The IBA also handles associating with international bodies such as FIBA and Euroleague Basketball (company) (who organizes the Euroleague).

==NBA connections==

===Amare Stoudemire===
Amare Stoudemire, from the National Basketball Association, best known for his time with the Phoenix Suns and New York Knicks, in the summer of 2013, became a major shareholder of Hapoel Jerusalem Basketball Club together with sports agent Arn Tellem and Ori Allon. The team moved into its new home, the Jerusalem Arena, in August 2014. Stoudemire, in the summer of 2014 was scheduled to conduct his first camp in Israel, in Tel Aviv. Due to Operation Protective Edge he canceled the camp on 14 July. He ended up playing for Jerusalem and Maccabi Tel Aviv.

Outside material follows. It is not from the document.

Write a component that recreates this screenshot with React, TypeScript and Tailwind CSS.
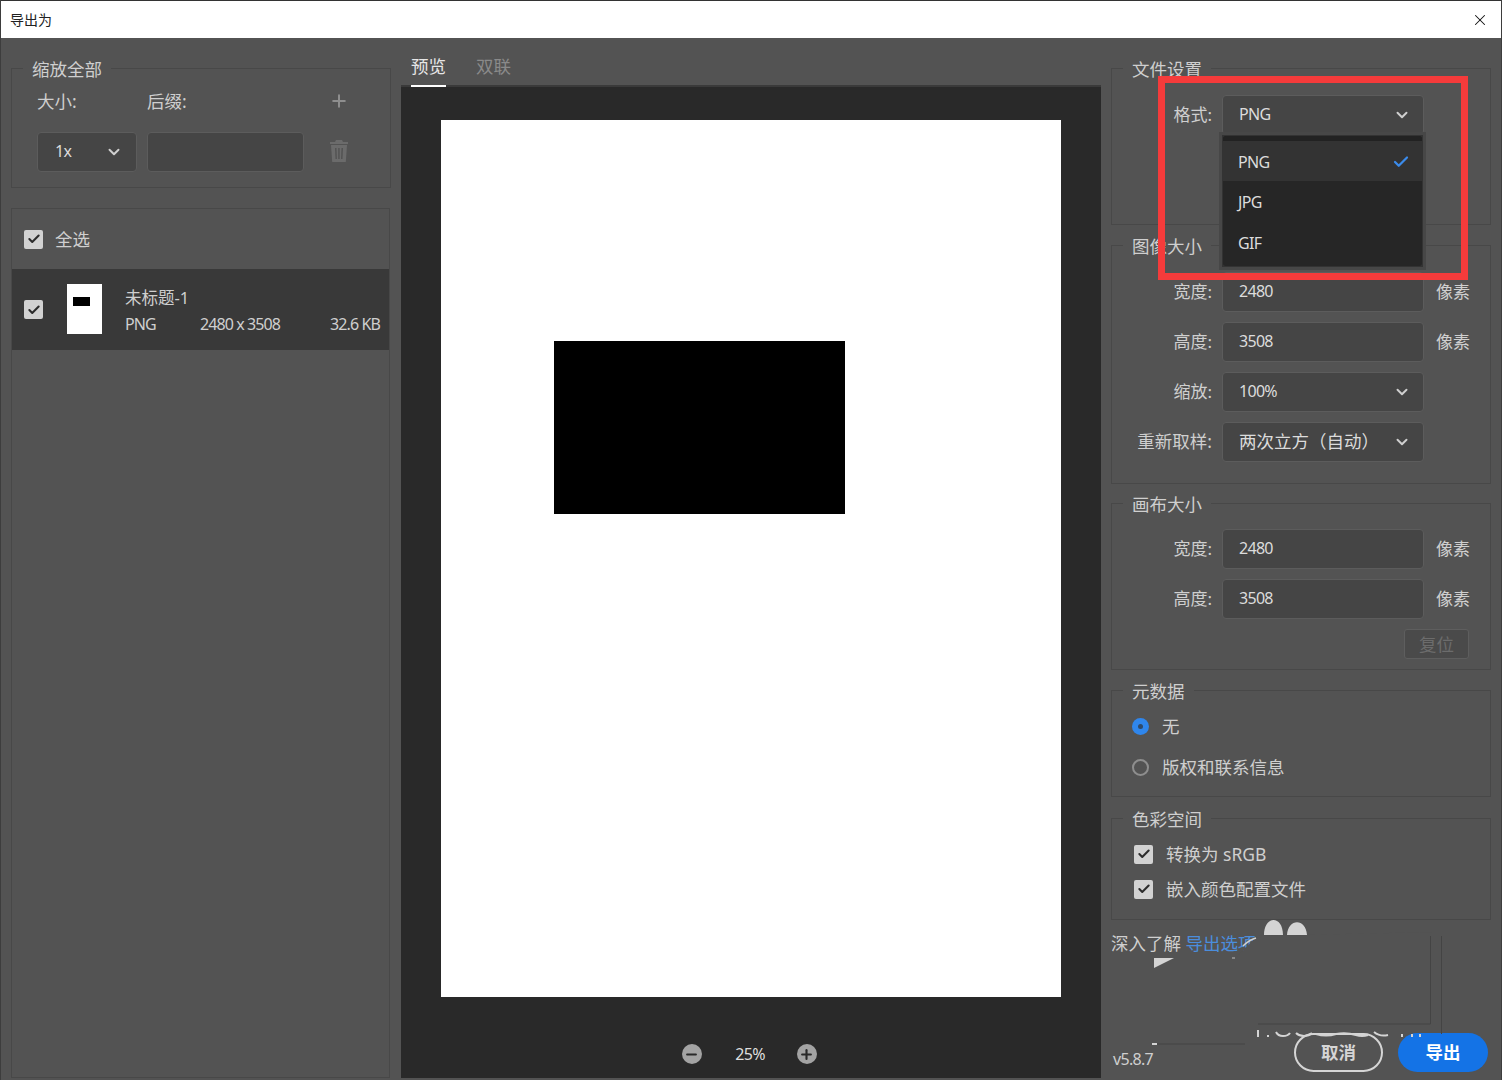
import { Check, ChevronDown, Minus, Plus, X } from "lucide-react";
import type { ReactNode } from "react";

function Fieldset({ title, className, children }: { title: string; className: string; children: ReactNode }) {
  return (
    <div className={`relative border border-[#484848] ${className}`}>
      <span className="absolute -top-[12px] left-[11px] bg-[#535353] px-[9px] text-[17.5px] leading-[24px] text-[#cfcfcf]">
        {title}
      </span>
      {children}
    </div>
  );
}

function Box({ children, className = "" }: { children: ReactNode; className?: string }) {
  return (
    <div className={`flex h-[40px] items-center rounded-[4px] border border-[#5c5c5c] bg-[#454545] text-[16px] tracking-[-0.7px] text-[#dcdcdc] ${className}`}>
      {children}
    </div>
  );
}

function Row({ label, value, unit, select }: { label: string; value: string; unit?: boolean; select?: boolean }) {
  return (
    <div className="flex items-center">
      <span className={`-mt-[1px] w-[100px] text-right text-[#cfcfcf] ${label.length > 4 ? "text-[17.5px]" : "text-[17px]"}`}>{label}</span>
      <Box className="ml-[10px] w-[202px] justify-between pl-[16px] pr-[12px]">
        <span className={`-mt-[2px] ${value.length > 4 ? "text-[17.5px] tracking-normal" : ""}`}>{value}</span>
        {select && <ChevronDown size={18} strokeWidth={2.6} className="text-[#cfcfcf]" />}
      </Box>
      {unit && <span className="-mt-[1px] ml-[12px] text-[17px] text-[#cfcfcf]">像素</span>}
    </div>
  );
}

function CheckBox() {
  return (
    <span className="flex h-[19px] w-[19px] shrink-0 items-center justify-center rounded-[2px] bg-[#d2d2d2]">
      <Check size={14} strokeWidth={3.5} className="text-[#2c2c2c]" />
    </span>
  );
}

function Trash() {
  return (
    <svg width="20" height="24" viewBox="0 0 20 24" fill="#6b6b6b">
      <path d="M7 1h6l1 2h5v2H1V3h5z" />
      <path d="M2 6h16l-1.2 17H3.2zM6 9l.5 11h1.4L7.5 9zm3.2 0v11h1.5V9zm3.3 0-.5 11h1.5L14 9z" fillRule="evenodd" />
    </svg>
  );
}

export default function App() {
  return (
    <div
      className="flex h-[1080px] w-[1502px] flex-col overflow-hidden border-x border-[#3d3d3d] bg-[#535353]"
      style={{ fontFamily: '"Noto Sans", "Noto Sans CJK SC", sans-serif' }}
    >
      {/* title bar */}
      <div className="flex h-[38px] shrink-0 items-center justify-between border-t border-[#333] bg-white pl-[9px] pr-[12px] text-[14px] text-[#222]">
        <span>导出为</span>
        <X size={18} strokeWidth={1.4} className="text-[#111]" />
      </div>

      <div className="flex min-h-0 flex-1">
        {/* left */}
        <div className="flex w-[400px] shrink-0 flex-col pl-[10px] pt-[30px]">
          <Fieldset title="缩放全部" className="h-[120px] w-[380px]">
            <div className="flex pl-[25px] pt-[19px] text-[17.5px] leading-[26px] text-[#cfcfcf]">
              <span className="w-[110px]">大小:</span>
              <span className="w-[182px]">后缀:</span>
              <Plus size={20} strokeWidth={2.4} className="mt-[3px] text-[#8e8e8e]" />
            </div>
            <div className="mt-[18px] flex items-center pl-[25px]">
              <Box className="w-[100px] justify-between pl-[17px] pr-[13px]">
                <span className="-mt-[2px]">1x</span>
                <ChevronDown size={18} strokeWidth={2.6} className="text-[#cfcfcf]" />
              </Box>
              <Box className="ml-[10px] w-[157px]">
                <span />
              </Box>
              <span className="-mt-[2px] ml-[25px]">
                <Trash />
              </span>
            </div>
          </Fieldset>
          <div className="mb-[2px] mt-[20px] min-h-0 w-[379px] flex-1 border border-[#484848]">
            <div className="flex h-[60px] items-center gap-[12px] pl-[12px] text-[17.5px] text-[#cfcfcf]">
              <CheckBox />
              <span>全选</span>
            </div>
            <div className="flex h-[81px] items-center bg-[#393939] pl-[12px] pr-[9px]">
              <CheckBox />
              <div className="-mt-[1px] ml-[24px] h-[50px] w-[35px] bg-white pl-[6px] pt-[13px]">
                <div className="h-[9px] w-[17px] bg-black" />
              </div>
              <div className="ml-[23px] mt-[2px] flex-1">
                <div className="text-[16.5px] leading-[26px] text-[#cfcfcf]">未标题-1</div>
                <div className="flex text-[16px] leading-[26px] tracking-[-0.9px] text-[#cfcfcf]">
                  <span className="w-[75px]">PNG</span>
                  <span className="flex-1">2480 x 3508</span>
                  <span>32.6 KB</span>
                </div>
              </div>
            </div>
          </div>
        </div>

        {/* center */}
        <div className="flex w-[700px] shrink-0 flex-col">
          <div className="flex h-[49px] shrink-0 gap-[30px] border-b-2 border-[#3a3a3a] pl-[10px] text-[17.5px]">
            <span className="h-[49px] border-b-2 border-white pt-[16px] leading-[25px] text-[#e6e6e6]">预览</span>
            <span className="pt-[16px] leading-[25px] text-[#8a8a8a]">双联</span>
          </div>
          <div className="mb-[2px] flex min-h-0 flex-1 flex-col items-center bg-[#292929] pt-[33px]">
            <div className="h-[877px] w-[620px] shrink-0 bg-white pl-[113px] pt-[221px]">
              <div className="h-[173px] w-[291px] bg-black" />
            </div>
            <div className="-ml-[4px] mt-[45px] flex items-center gap-[29px]">
              <span className="flex h-[20px] w-[20px] items-center justify-center rounded-full bg-[#a3a3a3]">
                <Minus size={15} strokeWidth={3.4} className="text-[#292929]" />
              </span>
              <span className="w-[37px] pl-[2px] text-center text-[16px] tracking-[-0.7px] text-[#dedede]">25%</span>
              <span className="flex h-[20px] w-[20px] items-center justify-center rounded-full bg-[#a3a3a3]">
                <Plus size={15} strokeWidth={3.4} className="text-[#292929]" />
              </span>
            </div>
          </div>
        </div>

        {/* right */}
        <div className="relative flex min-w-0 flex-1 flex-col pl-[10px] pt-[30px]">
          <Fieldset title="文件设置" className="h-[157px] w-[380px]">
            <div className="pt-[26px]">
              <Row label="格式:" value="PNG" select />
            </div>
          </Fieldset>
          <Fieldset title="图像大小" className="mt-[20px] h-[239px] w-[380px]">
            <div className="flex flex-col gap-[10px] pt-[26px]">
              <Row label="宽度:" value="2480" unit />
              <Row label="高度:" value="3508" unit />
              <Row label="缩放:" value="100%" select />
              <Row label="重新取样:" value="两次立方（自动）" select />
            </div>
          </Fieldset>
          <Fieldset title="画布大小" className="mt-[19px] h-[167px] w-[380px]">
            <div className="flex flex-col gap-[10px] pt-[25px]">
              <Row label="宽度:" value="2480" unit />
              <Row label="高度:" value="3508" unit />
            </div>
            <div className="mr-[21px] mt-[10px] ml-auto flex h-[30px] w-[65px] items-center justify-center rounded-[3px] border border-[#5e5e5e] bg-[#4a4a4a] text-[17.5px] text-[#6c6c6c]">
              复位
            </div>
          </Fieldset>
          <Fieldset title="元数据" className="mt-[20px] h-[107px] w-[380px]">
            <div className="flex flex-col gap-[17px] pl-[20px] pt-[23px] text-[17.5px] leading-[24px] text-[#cfcfcf]">
              <div className="flex items-center gap-[13px]">
                <span className="flex h-[17px] w-[17px] items-center justify-center rounded-full bg-[#2f86ec]">
                  <span className="h-[5px] w-[5px] rounded-full bg-[#2f4a6a]" />
                </span>
                <span>无</span>
              </div>
              <div className="flex items-center gap-[13px]">
                <span className="h-[17px] w-[17px] rounded-full border-2 border-[#8e8e8e]" />
                <span>版权和联系信息</span>
              </div>
            </div>
          </Fieldset>
          <Fieldset title="色彩空间" className="mt-[21px] h-[102px] w-[380px]">
            <div className="flex flex-col gap-[11px] pl-[22px] pt-[23px] text-[17.5px] leading-[24px] text-[#cfcfcf]">
              <div className="flex items-center gap-[13px]">
                <CheckBox />
                <span>转换为 sRGB</span>
              </div>
              <div className="flex items-center gap-[13px]">
                <CheckBox />
                <span>嵌入颜色配置文件</span>
              </div>
            </div>
          </Fieldset>
          <div className="mt-[11px] text-[17.5px] leading-[24px] text-[#cfcfcf]">
            深入了解 <span className="text-[#4b8ddc]">导出选项</span>
          </div>
          <div className="mt-[78px] flex items-center pl-[2px] pr-[13px]">
            <span className="mt-[13px] text-[16px] tracking-[-0.7px] text-[#cfcfcf]">v5.8.7</span>
            <span className="ml-auto flex h-[39px] w-[89px] items-center justify-center rounded-full border-2 border-[#d5d5d5] text-[17.5px] font-bold text-[#d5d5d5]">
              取消
            </span>
            <span className="ml-[15px] flex h-[39px] w-[90px] items-center justify-center rounded-full bg-[#1473e6] text-[17.5px] font-bold text-white">
              导出
            </span>
          </div>

          {/* leftovers of a removed watermark */}
          <svg className="absolute left-0 top-[870px] h-[172px] w-[400px]" viewBox="1101 908 400 172" fill="none">
            <path d="M1236 958 L1257 936 L1432 932 L1432 1026 L1236 1026 Z" fill="#535353" />
            <path d="M1243 946q6-6 13-8" stroke="#cfcfcf" strokeWidth="1.5" />
            <path d="M1232 958h3" stroke="#9a9a9a" strokeWidth="1.5" />
            <path d="M1430.5 936V1024H1258M1441.5 936V1034M1156 1044H1245" stroke="#444" strokeWidth="1" />
            <path d="M1264 935c0-20 19-20 19 0zM1287 935c1-17 19-17 20 0z" fill="#d4d4d4" />
            <path d="M1154 958h20l-20 10z" fill="#d4d4d4" />
            <path d="M1152 1043h5v2h-5z" fill="#d4d4d4" />
            <path
              d="M1258 1030v7M1268 1035v2M1276 1032q2 4 7 4t7-3M1296 1033q3 3 8 3t8-3M1316 1034q10 3 20 0q10-2 20 1q6 2 12 0M1374 1032q6 5 14 3M1402 1034v3M1412 1034v3M1420 1034v3"
              stroke="#d4d4d4"
              strokeWidth="2"
            />
          </svg>

          {/* open dropdown */}
          <div className="absolute left-[118px] top-[94px] h-[138px] w-[207px] border-[3px] border-[#474747] bg-[#333] p-[1px]">
            <div className="h-full overflow-hidden rounded-[3px] bg-[#262626] text-[16px] tracking-[-0.7px] text-[#dcdcdc]">
              <div className="h-[5px] bg-[#222]" />
              <div className="flex h-[40px] items-center justify-between bg-[#333] pl-[15px] pr-[12px] pt-[1px]">
                <span>PNG</span>
                <Check size={18} strokeWidth={3} className="text-[#3b8beb]" />
              </div>
              <div className="flex h-[41px] items-center pl-[15px]">JPG</div>
              <div className="flex h-[41px] items-center pl-[15px]">GIF</div>
            </div>
          </div>

          {/* red annotation */}
          <div className="absolute left-[57px] top-[38px] h-[204px] w-[310px] border-[7px] border-[#f53b3b]" />
        </div>
      </div>
    </div>
  );
}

===NBA/WNBA players from Israel===

Omri Casspi played for seven different teams over a ten-year NBA career. He was drafted 23rd overall in the 2009 NBA draft, making him the first Israeli to be selected in the first round of an NBA draft.

Gal Mekel, returned to Israel in 2016 after previously playing for the Dallas Mavericks and New Orleans Pelicans. He previously played college basketball for two years at Wichita State.

Deni Avdija currently plays for the Portland Trail Blazers.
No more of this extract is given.